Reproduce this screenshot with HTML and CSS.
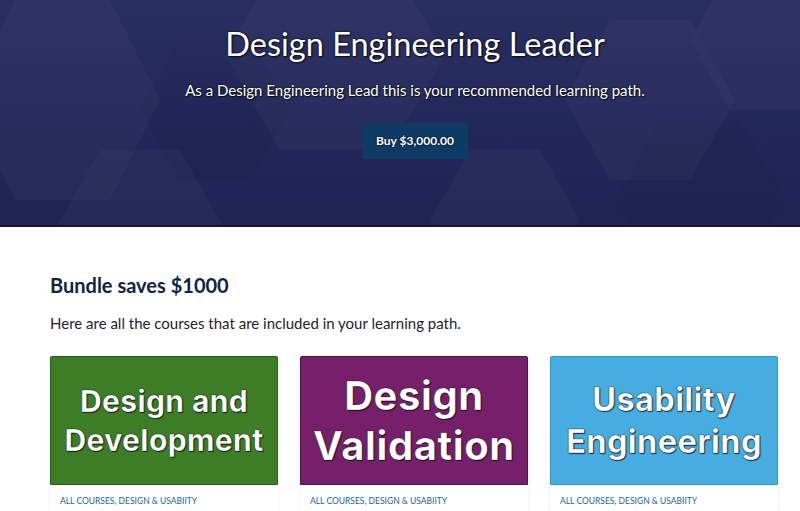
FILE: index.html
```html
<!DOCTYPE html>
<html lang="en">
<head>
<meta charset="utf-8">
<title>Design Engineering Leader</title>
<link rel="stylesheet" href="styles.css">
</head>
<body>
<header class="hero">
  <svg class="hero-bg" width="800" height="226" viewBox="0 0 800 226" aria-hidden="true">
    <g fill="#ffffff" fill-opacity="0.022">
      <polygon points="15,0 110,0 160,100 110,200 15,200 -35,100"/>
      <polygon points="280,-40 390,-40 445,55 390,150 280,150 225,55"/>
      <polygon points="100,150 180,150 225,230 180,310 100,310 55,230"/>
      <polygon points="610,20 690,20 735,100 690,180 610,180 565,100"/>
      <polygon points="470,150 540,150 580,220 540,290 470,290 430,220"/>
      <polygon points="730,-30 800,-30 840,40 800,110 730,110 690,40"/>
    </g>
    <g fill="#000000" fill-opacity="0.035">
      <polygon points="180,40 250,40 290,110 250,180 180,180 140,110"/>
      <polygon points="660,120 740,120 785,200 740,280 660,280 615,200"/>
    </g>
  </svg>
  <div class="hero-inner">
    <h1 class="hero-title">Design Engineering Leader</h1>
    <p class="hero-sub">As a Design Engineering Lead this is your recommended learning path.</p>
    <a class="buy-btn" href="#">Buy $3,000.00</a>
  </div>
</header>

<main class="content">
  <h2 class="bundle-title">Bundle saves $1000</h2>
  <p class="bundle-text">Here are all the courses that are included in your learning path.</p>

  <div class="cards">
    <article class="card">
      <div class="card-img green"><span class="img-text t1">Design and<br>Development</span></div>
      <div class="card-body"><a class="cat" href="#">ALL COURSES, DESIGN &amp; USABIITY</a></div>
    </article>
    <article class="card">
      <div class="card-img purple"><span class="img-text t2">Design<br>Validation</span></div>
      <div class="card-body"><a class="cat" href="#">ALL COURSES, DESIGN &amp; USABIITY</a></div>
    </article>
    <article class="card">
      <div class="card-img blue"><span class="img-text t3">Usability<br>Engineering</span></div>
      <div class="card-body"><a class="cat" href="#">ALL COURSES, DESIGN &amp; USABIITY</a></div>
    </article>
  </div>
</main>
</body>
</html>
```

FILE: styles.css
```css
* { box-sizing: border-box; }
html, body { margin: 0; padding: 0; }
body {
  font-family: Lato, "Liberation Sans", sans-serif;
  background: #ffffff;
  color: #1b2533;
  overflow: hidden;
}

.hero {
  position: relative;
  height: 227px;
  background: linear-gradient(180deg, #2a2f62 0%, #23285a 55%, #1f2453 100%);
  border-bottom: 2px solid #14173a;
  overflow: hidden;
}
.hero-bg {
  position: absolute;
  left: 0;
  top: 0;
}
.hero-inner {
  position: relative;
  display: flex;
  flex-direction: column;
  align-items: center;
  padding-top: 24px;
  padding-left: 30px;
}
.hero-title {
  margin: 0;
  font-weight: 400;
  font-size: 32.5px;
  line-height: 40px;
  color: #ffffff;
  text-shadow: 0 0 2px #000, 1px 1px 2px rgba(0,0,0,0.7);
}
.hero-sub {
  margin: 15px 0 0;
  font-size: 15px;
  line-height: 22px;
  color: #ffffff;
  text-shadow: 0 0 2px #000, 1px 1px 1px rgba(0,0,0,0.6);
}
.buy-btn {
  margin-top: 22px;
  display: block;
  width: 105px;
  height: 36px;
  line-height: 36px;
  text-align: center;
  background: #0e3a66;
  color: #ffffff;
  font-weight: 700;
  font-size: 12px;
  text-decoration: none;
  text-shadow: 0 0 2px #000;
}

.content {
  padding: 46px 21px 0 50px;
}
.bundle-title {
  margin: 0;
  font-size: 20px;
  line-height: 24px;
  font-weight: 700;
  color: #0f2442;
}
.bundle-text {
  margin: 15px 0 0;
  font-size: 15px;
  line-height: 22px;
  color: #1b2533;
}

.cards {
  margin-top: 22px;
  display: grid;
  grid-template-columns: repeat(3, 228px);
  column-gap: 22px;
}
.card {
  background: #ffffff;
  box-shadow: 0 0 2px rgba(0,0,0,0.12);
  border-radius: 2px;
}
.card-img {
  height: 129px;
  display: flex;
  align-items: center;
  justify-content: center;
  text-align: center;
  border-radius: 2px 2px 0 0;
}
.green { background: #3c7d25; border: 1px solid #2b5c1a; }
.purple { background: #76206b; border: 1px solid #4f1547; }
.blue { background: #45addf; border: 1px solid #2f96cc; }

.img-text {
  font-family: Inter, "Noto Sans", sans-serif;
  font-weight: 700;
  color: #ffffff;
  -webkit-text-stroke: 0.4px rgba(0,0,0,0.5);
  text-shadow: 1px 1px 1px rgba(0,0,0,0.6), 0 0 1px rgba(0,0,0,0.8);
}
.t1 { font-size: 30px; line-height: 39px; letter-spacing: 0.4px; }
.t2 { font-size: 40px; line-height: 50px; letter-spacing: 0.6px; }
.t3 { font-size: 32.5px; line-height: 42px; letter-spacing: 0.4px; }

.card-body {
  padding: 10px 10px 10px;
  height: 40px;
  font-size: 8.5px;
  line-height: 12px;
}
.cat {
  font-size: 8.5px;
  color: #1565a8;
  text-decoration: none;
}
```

────────────────────

■ What you need to do:
Repeat the listing above exactly, with no pictures.

■ Answer:
Reproduce this screenshot with HTML and CSS.
FILE: index.html
```html
<!DOCTYPE html>
<html lang="en">
<head>
<meta charset="utf-8">
<title>Design Engineering Leader</title>
<link rel="stylesheet" href="styles.css">
</head>
<body>
<header class="hero">
  <svg class="hero-bg" width="800" height="226" viewBox="0 0 800 226" aria-hidden="true">
    <g fill="#ffffff" fill-opacity="0.022">
      <polygon points="15,0 110,0 160,100 110,200 15,200 -35,100"/>
      <polygon points="280,-40 390,-40 445,55 390,150 280,150 225,55"/>
      <polygon points="100,150 180,150 225,230 180,310 100,310 55,230"/>
      <polygon points="610,20 690,20 735,100 690,180 610,180 565,100"/>
      <polygon points="470,150 540,150 580,220 540,290 470,290 430,220"/>
      <polygon points="730,-30 800,-30 840,40 800,110 730,110 690,40"/>
    </g>
    <g fill="#000000" fill-opacity="0.035">
      <polygon points="180,40 250,40 290,110 250,180 180,180 140,110"/>
      <polygon points="660,120 740,120 785,200 740,280 660,280 615,200"/>
    </g>
  </svg>
  <div class="hero-inner">
    <h1 class="hero-title">Design Engineering Leader</h1>
    <p class="hero-sub">As a Design Engineering Lead this is your recommended learning path.</p>
    <a class="buy-btn" href="#">Buy $3,000.00</a>
  </div>
</header>

<main class="content">
  <h2 class="bundle-title">Bundle saves $1000</h2>
  <p class="bundle-text">Here are all the courses that are included in your learning path.</p>

  <div class="cards">
    <article class="card">
      <div class="card-img green"><span class="img-text t1">Design and<br>Development</span></div>
      <div class="card-body"><a class="cat" href="#">ALL COURSES, DESIGN &amp; USABIITY</a></div>
    </article>
    <article class="card">
      <div class="card-img purple"><span class="img-text t2">Design<br>Validation</span></div>
      <div class="card-body"><a class="cat" href="#">ALL COURSES, DESIGN &amp; USABIITY</a></div>
    </article>
    <article class="card">
      <div class="card-img blue"><span class="img-text t3">Usability<br>Engineering</span></div>
      <div class="card-body"><a class="cat" href="#">ALL COURSES, DESIGN &amp; USABIITY</a></div>
    </article>
  </div>
</main>
</body>
</html>
```

FILE: styles.css
```css
* { box-sizing: border-box; }
html, body { margin: 0; padding: 0; }
body {
  font-family: Lato, "Liberation Sans", sans-serif;
  background: #ffffff;
  color: #1b2533;
  overflow: hidden;
}

.hero {
  position: relative;
  height: 227px;
  background: linear-gradient(180deg, #2a2f62 0%, #23285a 55%, #1f2453 100%);
  border-bottom: 2px solid #14173a;
  overflow: hidden;
}
.hero-bg {
  position: absolute;
  left: 0;
  top: 0;
}
.hero-inner {
  position: relative;
  display: flex;
  flex-direction: column;
  align-items: center;
  padding-top: 24px;
  padding-left: 30px;
}
.hero-title {
  margin: 0;
  font-weight: 400;
  font-size: 32.5px;
  line-height: 40px;
  color: #ffffff;
  text-shadow: 0 0 2px #000, 1px 1px 2px rgba(0,0,0,0.7);
}
.hero-sub {
  margin: 15px 0 0;
  font-size: 15px;
  line-height: 22px;
  color: #ffffff;
  text-shadow: 0 0 2px #000, 1px 1px 1px rgba(0,0,0,0.6);
}
.buy-btn {
  margin-top: 22px;
  display: block;
  width: 105px;
  height: 36px;
  line-height: 36px;
  text-align: center;
  background: #0e3a66;
  color: #ffffff;
  font-weight: 700;
  font-size: 12px;
  text-decoration: none;
  text-shadow: 0 0 2px #000;
}

.content {
  padding: 46px 21px 0 50px;
}
.bundle-title {
  margin: 0;
  font-size: 20px;
  line-height: 24px;
  font-weight: 700;
  color: #0f2442;
}
.bundle-text {
  margin: 15px 0 0;
  font-size: 15px;
  line-height: 22px;
  color: #1b2533;
}

.cards {
  margin-top: 22px;
  display: grid;
  grid-template-columns: repeat(3, 228px);
  column-gap: 22px;
}
.card {
  background: #ffffff;
  box-shadow: 0 0 2px rgba(0,0,0,0.12);
  border-radius: 2px;
}
.card-img {
  height: 129px;
  display: flex;
  align-items: center;
  justify-content: center;
  text-align: center;
  border-radius: 2px 2px 0 0;
}
.green { background: #3c7d25; border: 1px solid #2b5c1a; }
.purple { background: #76206b; border: 1px solid #4f1547; }
.blue { background: #45addf; border: 1px solid #2f96cc; }

.img-text {
  font-family: Inter, "Noto Sans", sans-serif;
  font-weight: 700;
  color: #ffffff;
  -webkit-text-stroke: 0.4px rgba(0,0,0,0.5);
  text-shadow: 1px 1px 1px rgba(0,0,0,0.6), 0 0 1px rgba(0,0,0,0.8);
}
.t1 { font-size: 30px; line-height: 39px; letter-spacing: 0.4px; }
.t2 { font-size: 40px; line-height: 50px; letter-spacing: 0.6px; }
.t3 { font-size: 32.5px; line-height: 42px; letter-spacing: 0.4px; }

.card-body {
  padding: 10px 10px 10px;
  height: 40px;
  font-size: 8.5px;
  line-height: 12px;
}
.cat {
  font-size: 8.5px;
  color: #1565a8;
  text-decoration: none;
}
```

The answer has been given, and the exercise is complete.